Antwerp, as Brussels, was in earlier centuries a part of the Duchy of Brabant. The last Duchess of Brabant had died childless in the fourteenth century and left her lands to the Duke of Burgundy. The last Duchess of Burgundy then, Mary of Burgundy, had married the Austrian prince Maximilian. This marriage would lead to an enormous empire that would encompass in the seventeenth century the North and South Netherlands (with Flanders and Brabant), the Austrian lands as well as of course Spain with all its wealth in South America. The Protestant Antwerp revolted to the Catholic King of this empire and contrary to the Northern Netherlands, could not hold. But the Brabant joyful spirit continued to live. A Dutch writer, Gerbrand Bredero of Amsterdam, wrote in 1617 a novel called ‘The Spanish Brabander Jerolimo’, in which he brings mockingly on the scene a boisterous, cantankerous Brabander. The rich and poor shared the same joy; you can find it also represented in Pieter Bruegel’s paintings of Brabant village feasts. Despite the war lost to the King of Spain, despite the loss of half of its population, humiliated and castigated, the Antwerp Brabanders did not loose their spirits and continued to show off as if they were the proudest and richest people of Europe.
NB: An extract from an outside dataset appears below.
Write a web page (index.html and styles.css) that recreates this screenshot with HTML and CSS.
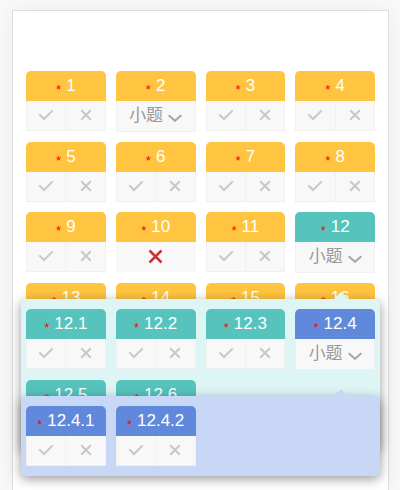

Therefore this painting had to depict expensive fruit and rare animals. Citrus fruit certainly did not come cheap in the Antwerp of the seventeenth century and oysters were a luxury just as they are now in Paris, where they are still symbols of opulence and richness when you see them in the stalls of the restaurants along the fancy boulevards. Parisians would be quite surprised to find out that their favourite oysters were not one of their twentieth or at best nineteenth century’s inventions, but were already on the plates of burghers of the seventeenth century. By the way, in Antwerp today you find no open stalls with oysters. The restaurants are full of mussels and French fries for the masses. And of course, our contemporary clothes have lost the buoyancy of colours and different textiles of the seventeenth century.

One can easily understand why John Ringling bought this painting in the 1920s. The John and Mable Ringling Museum of Art is entirely dedicated to Baroque art. Ringling liked Italian art, but also the Rubens, Jordaens and van Dyck paintings, and those of other Antwerp masters. The museum gives these pictures the splendid vast rooms, which suit them so well. It is an enormous Italian Renaissance villa, with two long wings, lined with vaults and columns, around fountains in a wide patio garden. There even is a full-sized copy of Michelangelo’s David in the courtyard. Ringling was a showman and collected some of the finest, most grandiose paintings in the world. Among which this de Heems ‘Still Life with Parrots’.

The Baroque era appealed most to a person as of a character like John Ringling. He was a partner in the Ringling Bros. Barnum and Bailey circus, maybe the most fabulous circus the earth has ever seen and you can still find his circus museum next to his art museum in Sarasota, Florida. He built a Venetian villa for a house close to the museum, and Mable Ringling had a real Venetian gondola to make trips in Sarasota bay. The Ringlings came to Sarasota because the Barnum and Bailey circus held its winter quarter there. This tradition has been continued for four or five generations of circus people now. Sarasota is the winter quarter of most of the independent circus people of the United States of America. They remain in Sarasota for the three winter months with their caravans, elephants and tigers. In the evening they meet in their own tavern hall ‘Showfolks’ where the walls are lined with memories and photographs of the artists. There is even a circus school in Sarasota. The town has really remained the circus capital of the world.

European intellectuals can be scandalised by the incongruous and odd display of nouveau-riche fortune that John and Mable Ringling assembled in the Sarasota museums. They may find this all ‘kitsch’ art. But we cannot but admire the joy and the self-confidence of the Ringlings, which would have appealed to the old Brabanders. The Ringlings were certainly encouraged by their artistic environment. All this display testifies to what circus people try to show: we can do many amazing things on this earth, wherever we want, whenever we want. Dream and your dream will come true. And dream also of higher learning and higher art. So, Ringling brought back to the Unites States some of the art that was as much his heritage as the heritage of contemporary intellectual Europeans.

We should be grateful to John Ringling and admire him for the wonderful museum built in the town of the winter quarters of his circus. As Robin Skynner and John Cleese remark in ‘Life and how to survive it’ G27 , ‘a circus is a place of apparent madness where we can enjoy the excitement of seeing wild animals, but circus people do know how to handle them.’ Baroque art and this ‘Still Life with Parrots’ are certainly like that.

De Heem knew how to keep order in his own circus … well, except for the lobster.